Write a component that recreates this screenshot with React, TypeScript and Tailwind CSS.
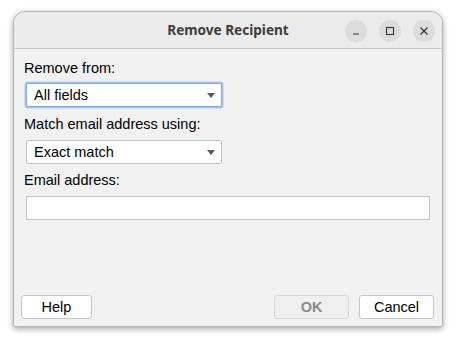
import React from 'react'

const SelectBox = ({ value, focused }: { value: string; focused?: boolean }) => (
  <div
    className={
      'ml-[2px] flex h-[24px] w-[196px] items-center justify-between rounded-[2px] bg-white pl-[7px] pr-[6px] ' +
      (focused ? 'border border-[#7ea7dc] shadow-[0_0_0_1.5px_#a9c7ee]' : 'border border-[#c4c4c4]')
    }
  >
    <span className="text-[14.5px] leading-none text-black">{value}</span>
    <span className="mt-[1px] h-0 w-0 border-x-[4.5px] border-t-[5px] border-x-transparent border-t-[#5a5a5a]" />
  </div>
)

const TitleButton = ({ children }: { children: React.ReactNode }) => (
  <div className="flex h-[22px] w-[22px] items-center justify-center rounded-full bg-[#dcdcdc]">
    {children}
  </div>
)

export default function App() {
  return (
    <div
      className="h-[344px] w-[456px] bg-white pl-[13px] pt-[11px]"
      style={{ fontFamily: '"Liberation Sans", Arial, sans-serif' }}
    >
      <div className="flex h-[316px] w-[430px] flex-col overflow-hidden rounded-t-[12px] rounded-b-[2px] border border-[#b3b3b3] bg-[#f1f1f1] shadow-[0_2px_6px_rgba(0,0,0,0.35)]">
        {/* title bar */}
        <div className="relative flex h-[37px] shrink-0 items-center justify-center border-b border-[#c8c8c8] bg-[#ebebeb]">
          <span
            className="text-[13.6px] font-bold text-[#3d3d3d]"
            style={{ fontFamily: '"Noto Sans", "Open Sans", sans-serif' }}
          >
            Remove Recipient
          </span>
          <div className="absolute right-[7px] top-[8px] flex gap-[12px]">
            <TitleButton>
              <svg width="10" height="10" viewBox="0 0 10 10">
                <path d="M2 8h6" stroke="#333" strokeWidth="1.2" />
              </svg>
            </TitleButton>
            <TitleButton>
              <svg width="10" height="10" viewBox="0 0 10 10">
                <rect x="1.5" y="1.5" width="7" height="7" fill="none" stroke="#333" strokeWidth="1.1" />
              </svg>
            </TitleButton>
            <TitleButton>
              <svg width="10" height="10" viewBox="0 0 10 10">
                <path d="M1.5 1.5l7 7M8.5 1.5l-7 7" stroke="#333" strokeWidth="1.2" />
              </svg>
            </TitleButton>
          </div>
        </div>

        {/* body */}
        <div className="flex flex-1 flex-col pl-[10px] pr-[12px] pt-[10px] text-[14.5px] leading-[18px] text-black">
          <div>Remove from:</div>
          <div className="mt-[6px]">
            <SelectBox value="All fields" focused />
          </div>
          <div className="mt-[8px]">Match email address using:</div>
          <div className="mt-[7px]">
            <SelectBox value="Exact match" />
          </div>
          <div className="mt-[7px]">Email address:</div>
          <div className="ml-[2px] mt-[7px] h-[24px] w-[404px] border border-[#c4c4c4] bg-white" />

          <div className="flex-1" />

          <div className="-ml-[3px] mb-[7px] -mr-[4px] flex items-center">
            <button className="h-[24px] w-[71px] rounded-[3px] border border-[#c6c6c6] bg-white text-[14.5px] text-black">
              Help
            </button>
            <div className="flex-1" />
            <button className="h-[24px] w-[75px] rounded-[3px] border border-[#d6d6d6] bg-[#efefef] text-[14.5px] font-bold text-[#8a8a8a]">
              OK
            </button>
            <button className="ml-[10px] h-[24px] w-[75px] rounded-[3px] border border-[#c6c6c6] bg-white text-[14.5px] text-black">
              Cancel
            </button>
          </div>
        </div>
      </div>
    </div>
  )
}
^^^^^^^^
- _What this task involves_
Transcribe each line above verbatim, with the pictures left out.

- _Task solution_
Write a component that recreates this screenshot with React, TypeScript and Tailwind CSS.
import React from 'react'

const SelectBox = ({ value, focused }: { value: string; focused?: boolean }) => (
  <div
    className={
      'ml-[2px] flex h-[24px] w-[196px] items-center justify-between rounded-[2px] bg-white pl-[7px] pr-[6px] ' +
      (focused ? 'border border-[#7ea7dc] shadow-[0_0_0_1.5px_#a9c7ee]' : 'border border-[#c4c4c4]')
    }
  >
    <span className="text-[14.5px] leading-none text-black">{value}</span>
    <span className="mt-[1px] h-0 w-0 border-x-[4.5px] border-t-[5px] border-x-transparent border-t-[#5a5a5a]" />
  </div>
)

const TitleButton = ({ children }: { children: React.ReactNode }) => (
  <div className="flex h-[22px] w-[22px] items-center justify-center rounded-full bg-[#dcdcdc]">
    {children}
  </div>
)

export default function App() {
  return (
    <div
      className="h-[344px] w-[456px] bg-white pl-[13px] pt-[11px]"
      style={{ fontFamily: '"Liberation Sans", Arial, sans-serif' }}
    >
      <div className="flex h-[316px] w-[430px] flex-col overflow-hidden rounded-t-[12px] rounded-b-[2px] border border-[#b3b3b3] bg-[#f1f1f1] shadow-[0_2px_6px_rgba(0,0,0,0.35)]">
        {/* title bar */}
        <div className="relative flex h-[37px] shrink-0 items-center justify-center border-b border-[#c8c8c8] bg-[#ebebeb]">
          <span
            className="text-[13.6px] font-bold text-[#3d3d3d]"
            style={{ fontFamily: '"Noto Sans", "Open Sans", sans-serif' }}
          >
            Remove Recipient
          </span>
          <div className="absolute right-[7px] top-[8px] flex gap-[12px]">
            <TitleButton>
              <svg width="10" height="10" viewBox="0 0 10 10">
                <path d="M2 8h6" stroke="#333" strokeWidth="1.2" />
              </svg>
            </TitleButton>
            <TitleButton>
              <svg width="10" height="10" viewBox="0 0 10 10">
                <rect x="1.5" y="1.5" width="7" height="7" fill="none" stroke="#333" strokeWidth="1.1" />
              </svg>
            </TitleButton>
            <TitleButton>
              <svg width="10" height="10" viewBox="0 0 10 10">
                <path d="M1.5 1.5l7 7M8.5 1.5l-7 7" stroke="#333" strokeWidth="1.2" />
              </svg>
            </TitleButton>
          </div>
        </div>

        {/* body */}
        <div className="flex flex-1 flex-col pl-[10px] pr-[12px] pt-[10px] text-[14.5px] leading-[18px] text-black">
          <div>Remove from:</div>
          <div className="mt-[6px]">
            <SelectBox value="All fields" focused />
          </div>
          <div className="mt-[8px]">Match email address using:</div>
          <div className="mt-[7px]">
            <SelectBox value="Exact match" />
          </div>
          <div className="mt-[7px]">Email address:</div>
          <div className="ml-[2px] mt-[7px] h-[24px] w-[404px] border border-[#c4c4c4] bg-white" />

          <div className="flex-1" />

          <div className="-ml-[3px] mb-[7px] -mr-[4px] flex items-center">
            <button className="h-[24px] w-[71px] rounded-[3px] border border-[#c6c6c6] bg-white text-[14.5px] text-black">
              Help
            </button>
            <div className="flex-1" />
            <button className="h-[24px] w-[75px] rounded-[3px] border border-[#d6d6d6] bg-[#efefef] text-[14.5px] font-bold text-[#8a8a8a]">
              OK
            </button>
            <button className="ml-[10px] h-[24px] w-[75px] rounded-[3px] border border-[#c6c6c6] bg-white text-[14.5px] text-black">
              Cancel
            </button>
          </div>
        </div>
      </div>
    </div>
  )
}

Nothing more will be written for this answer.